Zoals het voor de aanzienlijken in het evangelie een schok was om Jezus te horen zeggen dat de tollenaars en de ontuchtige vrouwen eerder dan zij het Rijk Gods binnen zouden gaan!

Ja, de hemel zag op Bernadette neer, met hoogachting. Maria sprak Bernadette zelfs aan met ‘u’ en dat was voor haar volkomen nieuw. De hemel zag juist neer op dit kind, zoals God ook eens met had neergezien op de kleinheid van Maria in Nazareth.



Lourdes, broeders en zusters, heeft alles van doen met de lezingen van deze zondag.

Ezechiël en onze Heer Jezus roepen op tot bekering, om de rechte wegen van God te gaan, om zijn wil te doen. Zoals gezegd, in Lourdes hebben vele bekeringen plaatsgevonden en ze vinden er plaats; dat mensen verstaan hoezeer God ons bemint en dat ze willen leven in trouw aan Hem. En daarvoor is het nooit te laat.

Paulus spoort ons aan vooral de belangen van onze naasten te behartigen. Die gezindheid van Christus Jezus zien we in Lourdes volop gebeuren, juist omwille van armen, zieken en gehandicapten. Zij gaan in alles vóór.

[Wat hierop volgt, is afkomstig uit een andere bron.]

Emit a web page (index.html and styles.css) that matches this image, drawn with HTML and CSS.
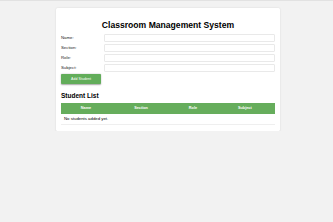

Maria is in Lourdes verschenen om ons naar de Bron te leiden, naar God zelf. Die Bron wil in ons hart stromen, Zijn liefde. Die Bron wil ons verlichten, zo nodig genezen, om te leven als kinderen van God; mensen die Gods wil willen volbrengen, met vreugde, vooral door de ander recht te doen, de ander voor wie God het meest oog heeft: de armen, de noodlijdenden, de onaanzienlijken, zoals Bernadette.

Dat leert ons het Evangelie - ja, heel de Heilige Schrift - dat leert ons Lourdes. En dan gebeuren er wonderen!